Byaar..ombak menyapu tubuh saya.
Saat
diterjang ombak itu saya berusaha untuk tetap dalam posisi yang terkontrol. Saya
berusaha untuk tidak tenggelam. Ternyata ombak itu tidak sampai di pantai.
Namun saya sudah senang karena sudah menjauh dari tengah laut. Posisi saya
sudah di tempat awal saya berenang. Banyak orang yang lain berenang di sekitar
itu.
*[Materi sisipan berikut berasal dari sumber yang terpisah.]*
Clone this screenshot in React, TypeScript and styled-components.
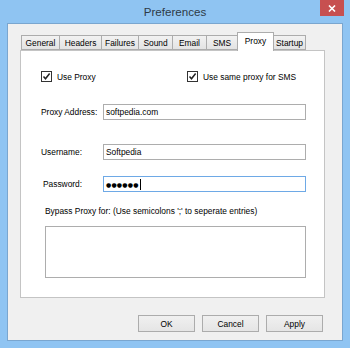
import React from "react";
import styled, { createGlobalStyle } from "styled-components";

const Global = createGlobalStyle`
  html, body { margin: 0; padding: 0; }
  body { width: 350px; height: 348px; overflow: hidden; font-family: "Liberation Sans", Arial, sans-serif; }
`;

const Frame = styled.div`
  width: 350px;
  height: 348px;
  box-sizing: border-box;
  background: #8fc4f2;
  display: flex;
  flex-direction: column;
  padding: 0 7px 7px 7px;
`;

const TitleBar = styled.div`
  height: 23px;
  display: grid;
  grid-template-columns: 1fr auto 1fr;
  align-items: start;
  margin: 0 -7px;
`;

const Title = styled.div`
  grid-column: 2;
  font-size: 11.6px;
  color: #2e3a46;
  line-height: 24px;
`;

const Close = styled.div`
  grid-column: 3;
  justify-self: end;
  margin-right: 6px;
  width: 24px;
  height: 16px;
  background: #c75050;
  color: #fff;
  display: flex;
  align-items: center;
  justify-content: center;
`;

const Client = styled.div`
  flex: 1;
  background: #f0f0f0;
  border: 1px solid #7aa6cf;
  box-sizing: border-box;
  display: flex;
  flex-direction: column;
  padding-top: 8px;
  font-size: 8.4px;
  color: #000;
`;

const TabStrip = styled.div`
  display: flex;
  align-items: flex-end;
  height: 18px;
  padding-left: 13px;
  position: relative;
  z-index: 1;
`;

const Tab = styled.div<{ $w: number; $active?: boolean }>`
  width: ${(p) => p.$w}px;
  height: ${(p) => (p.$active ? 19 : 15)}px;
  margin-left: -1px;
  margin-bottom: ${(p) => (p.$active ? -1 : 0)}px;
  box-sizing: border-box;
  border: 1px solid #acacac;
  border-bottom: ${(p) => (p.$active ? "none" : "1px solid #acacac")};
  background: ${(p) => (p.$active ? "#ffffff" : "linear-gradient(#f2f2f2, #e3e3e3)")};
  display: flex;
  align-items: ${(p) => (p.$active ? "flex-start" : "center")};
  padding-top: ${(p) => (p.$active ? 3 : 0)}px;
  justify-content: center;
  font-size: 8.4px;
  &:first-child { margin-left: 0; }
`;

const Panel = styled.div`
  margin: 0 17px 0 12px;
  height: 248px;
  box-sizing: border-box;
  background: #fff;
  border: 1px solid #c4c4c4;
  display: flex;
  flex-direction: column;
  padding: 0 18px 0 20px;
`;

const CheckRow = styled.div`
  display: grid;
  grid-template-columns: 146px auto;
  margin-top: 20px;
  height: 11px;
`;

const Check = styled.label`
  display: flex;
  align-items: center;
  gap: 5px;
  white-space: nowrap;
`;

const Box = styled.span`
  width: 11px;
  height: 11px;
  box-sizing: border-box;
  border: 1px solid #333;
  background: #fff;
  display: flex;
  align-items: center;
  justify-content: center;
`;

const FieldRow = styled.div<{ $top: number; $shift?: number }>`
  display: grid;
  grid-template-columns: 62px 1fr;
  align-items: center;
  margin-top: ${(p) => p.$top}px;
  height: 16px;
  & > span { padding-left: ${(p) => p.$shift || 0}px; }
`;

const Input = styled.div<{ $focus?: boolean }>`
  height: 16px;
  box-sizing: border-box;
  border: 1px solid ${(p) => (p.$focus ? "#6ea9e6" : "#adadad")};
  background: #fff;
  padding-left: 2px;
  display: flex;
  align-items: center;
  white-space: nowrap;
`;

const Dots = styled.span`
  font-family: "DejaVu Sans", sans-serif;
  font-size: 6px;
  letter-spacing: 0.2px;
`;

const Caret = styled.span`
  width: 1px;
  height: 11px;
  background: #000;
  margin-left: 1px;
`;

const Note = styled.div`
  margin-top: 14px;
  padding-left: 4px;
  height: 11px;
  line-height: 11px;
  white-space: nowrap;
`;

const Area = styled.div`
  margin: 9px 0 0 4px;
  height: 52px;
  box-sizing: border-box;
  border: 1px solid #adadad;
  background: #fff;
`;

const ButtonRow = styled.div`
  display: flex;
  justify-content: flex-end;
  gap: 7px;
  margin-top: 17px;
  padding-right: 19px;
`;

const Button = styled.div`
  width: 57px;
  height: 17px;
  box-sizing: border-box;
  border: 1px solid #acacac;
  background: linear-gradient(#f0f0f0, #e5e5e5);
  display: flex;
  align-items: center;
  justify-content: center;
  font-size: 8.4px;
`;

const tabs: [string, number][] = [
  ["General", 39],
  ["Headers", 43],
  ["Failures", 38],
  ["Sound", 35],
  ["Email", 35],
  ["SMS", 32],
  ["Proxy", 37],
  ["Startup", 33],
];

const Tick = () => (
  <svg width="9" height="9" viewBox="0 0 9 9">
    <path d="M1.5 4.5 L3.5 6.8 L7.6 1.5" fill="none" stroke="#222" strokeWidth="1.5" />
  </svg>
);

export default function App() {
  return (
    <>
      <Global />
      <Frame>
        <TitleBar>
          <Title>Preferences</Title>
          <Close>
            <svg width="8" height="7" viewBox="0 0 8 7">
              <path d="M1 0.5 L7 6.5 M7 0.5 L1 6.5" stroke="#fff" strokeWidth="1.6" />
            </svg>
          </Close>
        </TitleBar>
        <Client>
          <TabStrip>
            {tabs.map(([t, w]) => (
              <Tab key={t} $w={w} $active={t === "Proxy"}>
                {t}
              </Tab>
            ))}
          </TabStrip>
          <Panel>
            <CheckRow>
              <Check>
                <Box><Tick /></Box>
                Use Proxy
              </Check>
              <Check>
                <Box><Tick /></Box>
                Use same proxy for SMS
              </Check>
            </CheckRow>
            <FieldRow $top={22}>
              <span>Proxy Address:</span>
              <Input>softpedia.com</Input>
            </FieldRow>
            <FieldRow $top={24}>
              <span>Username:</span>
              <Input>Softpedia</Input>
            </FieldRow>
            <FieldRow $top={16} $shift={2}>
              <span>Password:</span>
              <Input $focus>
                <Dots>●●●●●●</Dots>
                <Caret />
              </Input>
            </FieldRow>
            <Note>Bypass Proxy for: (Use semicolons ';' to seperate entries)</Note>
            <Area />
          </Panel>
          <ButtonRow>
            <Button>OK</Button>
            <Button>Cancel</Button>
            <Button>Apply</Button>
          </ButtonRow>
        </Client>
      </Frame>
    </>
  );
}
Sambil menata nafas dan juga hati, saya tetap berenang menjaga tubuh agar
tidak tenggelam.
Begitu
muncul ombak lagi saya langsung sambut ombak itu dengan tubuh saya. Tak berapa
lama saya sudah terdampar di bibir pantai. Saya berjalan keluar dari air laut
menuju pantai. Kaki rasanya kesemutan. Mungkin wajah saya nampak pucat saat
itu. Namun karena tertutup oleh warna kulit yang beku kedinginan jadi tidak
begitu nampak.
Yang
pasti hati saya sudah kecut sekali. Lepas dari laut saya duduk di bawah gubuk
yang banyak berdiri di sepanjang pantai. Saya oleh lek Jilah diberi roti dan
teh hangat dalam plastik. Rasanya nikmat sekali saat itu. Jika saya terseret
ombak laut selatan, pasti saat itu saya sudah tidak bisa makan roti dan minum
teh lagi.
Peristiwa
itu tidak saya ceritakan kepada yang lain. Pakaian yang melekat di tubuh basah
semua oleh air asin. Rasanya lengket di badan. Saya mandi ke pancuran air payau
dari rumah penduduk. Saya samarkan kejadian tragis tadi dengan bermain-main di
pegunungan pasir, sambil mengeringkan pakaian yang basah. Tak berapa lama kaos
dan celana saya sudah kering. Sengatan matahari di pantai sangat cepat
menguapkan air.
Jam
3 sore ba’da ashar, kami meninggalkan pantai. Dalam perjalanan saya baru
menceritakan peristiwa di laut tadi kepada Karno. Mendengar saya hampir
tenggelam di laut, Karno kaget. Dia tidak tahu kalau saya mandi di laut
sebegitu jauhnya meninggalkan pantai. Saya pesan kepada dia supaya tidak
menceritakan hal itu kepada ibu atau bapak.
Sejak
saat itu saya kapok mandi di laut lagi. Apalagi sudah ada papan pengumuman yang
dipasang di pantai dengan tulisan besar-besar
warna merah : DILARANG MANDI DI LAUT. BERBAHAYA!!!.
Ternyata
mandi di Parangtritis masih saya lakukan setelah kejadian itu. Meskipun tidak
benar-benar mandi. Hal itu saya lakukan saat saya ikut latihan bela diri di
Porbika. Porbika selain memberikan ilmu beladiri gabungan antara karate, yudo
dan lainnya juga memberikan pelatihan tenaga dalam. Latihan itu dimaksudkan
untuk mampu menggali tenaga inti yang tersimpan di dalam tubuh.
Saya
pernah mendapatkan porsi latihan itu. Dengan posisi duduk pelatih memberikan
latihan pernapasan. Kami harus mengambil napas, menahan dan mengeluarkan napas
dari hidung sesuai dengan aba-aba yang diberikan pelatih. Waktu itu kami
dilatih menyalurkan tenaga dalam ke sebuah batu.
Batu
itu kami genggam, kemudian kami melakukan olah napas. Setelah selesai ritual
pernapasan itu, jika berhasil maka batu itu sudah “isi”. Batu berisi itu
memiliki kekuatan mampu menahan pemegangnya dari rasa sakit akibat pukulan dan
lainnya. Batu itu juga memiliki daya sembuh, mungkin mirip batu ajaibnya
Ponari. Pokoknya batu kali yang sebelumnya biasa saja itu, setelah disalurkan
tenaga dalam kepadanya akan menjadi tidak biasa alias luar biasa.
Kami
diwanti-wanti oleh pelatih agar memperlakukan batu itu dengan semestinya.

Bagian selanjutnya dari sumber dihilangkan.